Transcribe all of the material exactly. Any picture in it should be left out.

## START DATA PROVIDED

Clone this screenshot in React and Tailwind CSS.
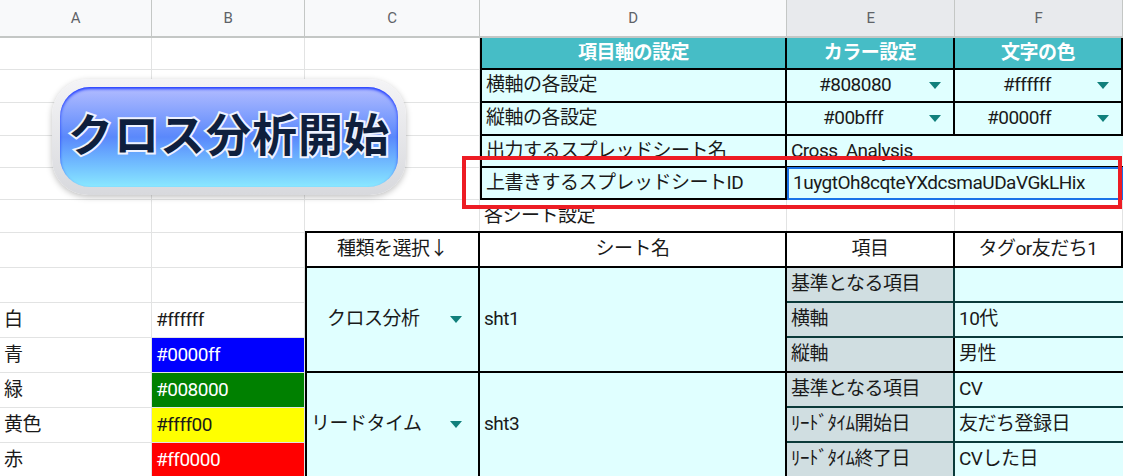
const F = { fontFamily: 'Roboto, "Noto Sans CJK JP", sans-serif' }

function Tri() {
  return <span className="ml-auto shrink-0 w-0 h-0 border-l-[6px] border-r-[6px] border-t-[7px] border-l-transparent border-r-transparent border-t-[#11807c]" />
}

function C({ c, r, cs = 1, rs = 1, className = '', children }) {
  return (
    <div
      className={'flex items-center overflow-hidden whitespace-nowrap text-[19px] tracking-[-0.5px] text-[#1a1a1a] ' + className}
      style={{ gridColumn: `${c} / span ${cs}`, gridRow: `${r} / span ${rs}` }}
    >
      {children}
    </div>
  )
}

const g = 'border-r border-b border-[#e2e3e3] bg-white'
const bk = 'border-r-2 border-b-2 border-black'
const cy = 'bg-[#e0ffff]'
const gy = 'bg-[#d0dee1]'

export default function App() {
  const letters = ['A', 'B', 'C', 'D', 'E', 'F']
  const colorRows = [
    ['白', '#ffffff', 'bg-white text-[#1a1a1a]'],
    ['青', '#0000ff', 'bg-[#0000ff] text-white'],
    ['緑', '#008000', 'bg-[#008000] text-white'],
    ['黄色', '#ffff00', 'bg-[#ffff00] text-[#1a1a1a]'],
    ['赤', '#ff0000', 'bg-[#ff0000] text-white'],
  ]
  return (
    <div className="relative w-[1123px] h-[476px] overflow-hidden bg-white" style={F}>
      <div className="grid grid-cols-[152px_153px_175px_307px_168px_168px] grid-rows-[38px_32px_33px_33px_32px_32px_33px_35px_35px_35px_35px_35px_35px_35px]">
        {letters.map((l, i) => (
          <C key={l} c={i + 1} r={1} className={`justify-center !text-[15px] !text-[#5f6368] border-r border-b-2 border-[#c4c7c5] ${i >= 4 ? 'bg-[#e8eaed]' : 'bg-[#f8f9fa]'}`}>{l}</C>
        ))}
        {[2, 3, 4, 5, 6, 7].map(r => [1, 2, 3].map(c => <C key={r + '-' + c} c={c} r={r} className={g} />))}
        <C c={4} r={2} className={`justify-center bg-[#46bdc6] !text-white font-bold ${bk} border-l-2`}>項目軸の設定</C>
        <C c={5} r={2} className={`justify-center bg-[#46bdc6] !text-white font-bold ${bk}`}>カラー設定</C>
        <C c={6} r={2} className={`justify-center bg-[#46bdc6] !text-white font-bold ${bk}`}>文字の色</C>
        <C c={4} r={3} className={`px-1 ${cy} ${bk} border-l-2`}>横軸の各設定</C>
        <C c={5} r={3} className={`pl-8 pr-3 ${cy} ${bk}`}>#808080<Tri /></C>
        <C c={6} r={3} className={`pl-12 pr-3 ${cy} ${bk}`}>#ffffff<Tri /></C>
        <C c={4} r={4} className={`px-1 ${cy} ${bk} border-l-2`}>縦軸の各設定</C>
        <C c={5} r={4} className={`pl-9 pr-3 ${cy} ${bk}`}>#00bfff<Tri /></C>
        <C c={6} r={4} className={`pl-8 pr-3 ${cy} ${bk}`}>#0000ff<Tri /></C>
        <C c={4} r={5} className={`px-1 ${cy} ${bk} border-l-2`}>出力するスプレッドシート名</C>
        <C c={5} r={5} cs={2} className={`px-1 ${cy} border-b-2 border-black`}>Cross_Analysis</C>
        <C c={4} r={6} className={`px-1 ${cy} ${bk} border-l-2`}>上書きするスプレッドシートID</C>
        <C c={5} r={6} cs={2} className={`px-1 ${cy} border-2 border-[#1a73e8] -mt-px`}>1uygtOh8cqteYXdcsmaUDaVGkLHix</C>
        <C c={4} r={7} className={`px-1 ${g}`}>各シート設定</C>
        <C c={5} r={7} className={g} />
        <C c={6} r={7} className={g} />
        <C c={3} r={8} className={`justify-center bg-white ${bk} border-l-2 border-t-2 -mt-[2px]`}>種類を選択↓</C>
        <C c={4} r={8} className={`justify-center bg-white ${bk} border-t-2 -mt-[2px]`}>シート名</C>
        <C c={5} r={8} className={`justify-center bg-white ${bk} border-t-2 -mt-[2px]`}>項目</C>
        <C c={6} r={8} className={`justify-center bg-white ${bk} border-t-2 -mt-[2px]`}>タグor友だち1</C>
        <C c={1} r={8} className={g} />
        <C c={2} r={8} className={g} />
        <C c={1} r={9} className={g} />
        <C c={2} r={9} className={g} />
        {colorRows.map(([n, hex, cls], i) => (
          <>
            <C key={n} c={1} r={10 + i} className={`px-1 ${g}`}>{n}</C>
            <C key={hex} c={2} r={10 + i} className={`px-1 border-r border-b border-[#e2e3e3] ${cls}`}>{hex}</C>
          </>
        ))}
        <C c={3} r={9} rs={3} className={`pl-5 pr-4 ${cy} ${bk} border-l-2`}>クロス分析<Tri /></C>
        <C c={4} r={9} rs={3} className={`px-1 ${cy} ${bk}`}>sht1</C>
        <C c={3} r={12} rs={3} className={`pl-1 pr-4 ${cy} ${bk} border-l-2`}>リードタイム<Tri /></C>
        <C c={4} r={12} rs={3} className={`px-1 ${cy} ${bk}`}>sht3</C>
        {[
          ['基準となる項目', ''], ['横軸', '10代'], ['縦軸', '男性'],
          ['基準となる項目', 'CV'], ['ﾘｰﾄﾞﾀｲﾑ開始日', '友だち登録日'], ['ﾘｰﾄﾞﾀｲﾑ終了日', 'CVした日'],
        ].map(([a, b], i) => (
          <>
            <C key={'e' + i} c={5} r={9 + i} className={`px-1 ${gy} border-r-2 border-b-2 ${i === 2 ? 'border-black' : 'border-[#0b3a3a]'}`}>{a}</C>
            <C key={'f' + i} c={6} r={9 + i} className={`px-1 ${cy} border-b-2 ${i === 2 ? 'border-black' : 'border-[#0b3a3a]'}`}>{b}</C>
          </>
        ))}
      </div>

      <div className="absolute left-[52px] top-[79px] w-[354px] h-[116px] rounded-[36px] bg-gradient-to-b from-[#f4f4f6] to-[#d8d9dd] shadow-[0_2px_6px_rgba(0,0,0,0.25)] p-[8px]">
        <div className="w-full h-full rounded-[30px] bg-gradient-to-b from-[#b3bcff] via-[#5a88fb] to-[#8ae8ff] shadow-[inset_0_2px_3px_#1f3cff] flex items-center justify-center">
          <span className="text-[45px] font-bold text-[#0f1f3d] tracking-[1px] [-webkit-text-stroke:4px_#eef2ff] [paint-order:stroke_fill]">クロス分析開始</span>
        </div>
      </div>

      <div className="absolute left-[462px] top-[156px] w-[660px] h-[53px] border-4 border-[#ed1c24]" />
    </div>
  )
}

## END DATA PROVIDED

__RESULT FOR THIS EXERCISE__.
Clone this screenshot in React and Tailwind CSS.
const F = { fontFamily: 'Roboto, "Noto Sans CJK JP", sans-serif' }

function Tri() {
  return <span className="ml-auto shrink-0 w-0 h-0 border-l-[6px] border-r-[6px] border-t-[7px] border-l-transparent border-r-transparent border-t-[#11807c]" />
}

function C({ c, r, cs = 1, rs = 1, className = '', children }) {
  return (
    <div
      className={'flex items-center overflow-hidden whitespace-nowrap text-[19px] tracking-[-0.5px] text-[#1a1a1a] ' + className}
      style={{ gridColumn: `${c} / span ${cs}`, gridRow: `${r} / span ${rs}` }}
    >
      {children}
    </div>
  )
}

const g = 'border-r border-b border-[#e2e3e3] bg-white'
const bk = 'border-r-2 border-b-2 border-black'
const cy = 'bg-[#e0ffff]'
const gy = 'bg-[#d0dee1]'

export default function App() {
  const letters = ['A', 'B', 'C', 'D', 'E', 'F']
  const colorRows = [
    ['白', '#ffffff', 'bg-white text-[#1a1a1a]'],
    ['青', '#0000ff', 'bg-[#0000ff] text-white'],
    ['緑', '#008000', 'bg-[#008000] text-white'],
    ['黄色', '#ffff00', 'bg-[#ffff00] text-[#1a1a1a]'],
    ['赤', '#ff0000', 'bg-[#ff0000] text-white'],
  ]
  return (
    <div className="relative w-[1123px] h-[476px] overflow-hidden bg-white" style={F}>
      <div className="grid grid-cols-[152px_153px_175px_307px_168px_168px] grid-rows-[38px_32px_33px_33px_32px_32px_33px_35px_35px_35px_35px_35px_35px_35px]">
        {letters.map((l, i) => (
          <C key={l} c={i + 1} r={1} className={`justify-center !text-[15px] !text-[#5f6368] border-r border-b-2 border-[#c4c7c5] ${i >= 4 ? 'bg-[#e8eaed]' : 'bg-[#f8f9fa]'}`}>{l}</C>
        ))}
        {[2, 3, 4, 5, 6, 7].map(r => [1, 2, 3].map(c => <C key={r + '-' + c} c={c} r={r} className={g} />))}
        <C c={4} r={2} className={`justify-center bg-[#46bdc6] !text-white font-bold ${bk} border-l-2`}>項目軸の設定</C>
        <C c={5} r={2} className={`justify-center bg-[#46bdc6] !text-white font-bold ${bk}`}>カラー設定</C>
        <C c={6} r={2} className={`justify-center bg-[#46bdc6] !text-white font-bold ${bk}`}>文字の色</C>
        <C c={4} r={3} className={`px-1 ${cy} ${bk} border-l-2`}>横軸の各設定</C>
        <C c={5} r={3} className={`pl-8 pr-3 ${cy} ${bk}`}>#808080<Tri /></C>
        <C c={6} r={3} className={`pl-12 pr-3 ${cy} ${bk}`}>#ffffff<Tri /></C>
        <C c={4} r={4} className={`px-1 ${cy} ${bk} border-l-2`}>縦軸の各設定</C>
        <C c={5} r={4} className={`pl-9 pr-3 ${cy} ${bk}`}>#00bfff<Tri /></C>
        <C c={6} r={4} className={`pl-8 pr-3 ${cy} ${bk}`}>#0000ff<Tri /></C>
        <C c={4} r={5} className={`px-1 ${cy} ${bk} border-l-2`}>出力するスプレッドシート名</C>
        <C c={5} r={5} cs={2} className={`px-1 ${cy} border-b-2 border-black`}>Cross_Analysis</C>
        <C c={4} r={6} className={`px-1 ${cy} ${bk} border-l-2`}>上書きするスプレッドシートID</C>
        <C c={5} r={6} cs={2} className={`px-1 ${cy} border-2 border-[#1a73e8] -mt-px`}>1uygtOh8cqteYXdcsmaUDaVGkLHix</C>
        <C c={4} r={7} className={`px-1 ${g}`}>各シート設定</C>
        <C c={5} r={7} className={g} />
        <C c={6} r={7} className={g} />
        <C c={3} r={8} className={`justify-center bg-white ${bk} border-l-2 border-t-2 -mt-[2px]`}>種類を選択↓</C>
        <C c={4} r={8} className={`justify-center bg-white ${bk} border-t-2 -mt-[2px]`}>シート名</C>
        <C c={5} r={8} className={`justify-center bg-white ${bk} border-t-2 -mt-[2px]`}>項目</C>
        <C c={6} r={8} className={`justify-center bg-white ${bk} border-t-2 -mt-[2px]`}>タグor友だち1</C>
        <C c={1} r={8} className={g} />
        <C c={2} r={8} className={g} />
        <C c={1} r={9} className={g} />
        <C c={2} r={9} className={g} />
        {colorRows.map(([n, hex, cls], i) => (
          <>
            <C key={n} c={1} r={10 + i} className={`px-1 ${g}`}>{n}</C>
            <C key={hex} c={2} r={10 + i} className={`px-1 border-r border-b border-[#e2e3e3] ${cls}`}>{hex}</C>
          </>
        ))}
        <C c={3} r={9} rs={3} className={`pl-5 pr-4 ${cy} ${bk} border-l-2`}>クロス分析<Tri /></C>
        <C c={4} r={9} rs={3} className={`px-1 ${cy} ${bk}`}>sht1</C>
        <C c={3} r={12} rs={3} className={`pl-1 pr-4 ${cy} ${bk} border-l-2`}>リードタイム<Tri /></C>
        <C c={4} r={12} rs={3} className={`px-1 ${cy} ${bk}`}>sht3</C>
        {[
          ['基準となる項目', ''], ['横軸', '10代'], ['縦軸', '男性'],
          ['基準となる項目', 'CV'], ['ﾘｰﾄﾞﾀｲﾑ開始日', '友だち登録日'], ['ﾘｰﾄﾞﾀｲﾑ終了日', 'CVした日'],
        ].map(([a, b], i) => (
          <>
            <C key={'e' + i} c={5} r={9 + i} className={`px-1 ${gy} border-r-2 border-b-2 ${i === 2 ? 'border-black' : 'border-[#0b3a3a]'}`}>{a}</C>
            <C key={'f' + i} c={6} r={9 + i} className={`px-1 ${cy} border-b-2 ${i === 2 ? 'border-black' : 'border-[#0b3a3a]'}`}>{b}</C>
          </>
        ))}
      </div>

      <div className="absolute left-[52px] top-[79px] w-[354px] h-[116px] rounded-[36px] bg-gradient-to-b from-[#f4f4f6] to-[#d8d9dd] shadow-[0_2px_6px_rgba(0,0,0,0.25)] p-[8px]">
        <div className="w-full h-full rounded-[30px] bg-gradient-to-b from-[#b3bcff] via-[#5a88fb] to-[#8ae8ff] shadow-[inset_0_2px_3px_#1f3cff] flex items-center justify-center">
          <span className="text-[45px] font-bold text-[#0f1f3d] tracking-[1px] [-webkit-text-stroke:4px_#eef2ff] [paint-order:stroke_fill]">クロス分析開始</span>
        </div>
      </div>

      <div className="absolute left-[462px] top-[156px] w-[660px] h-[53px] border-4 border-[#ed1c24]" />
    </div>
  )
}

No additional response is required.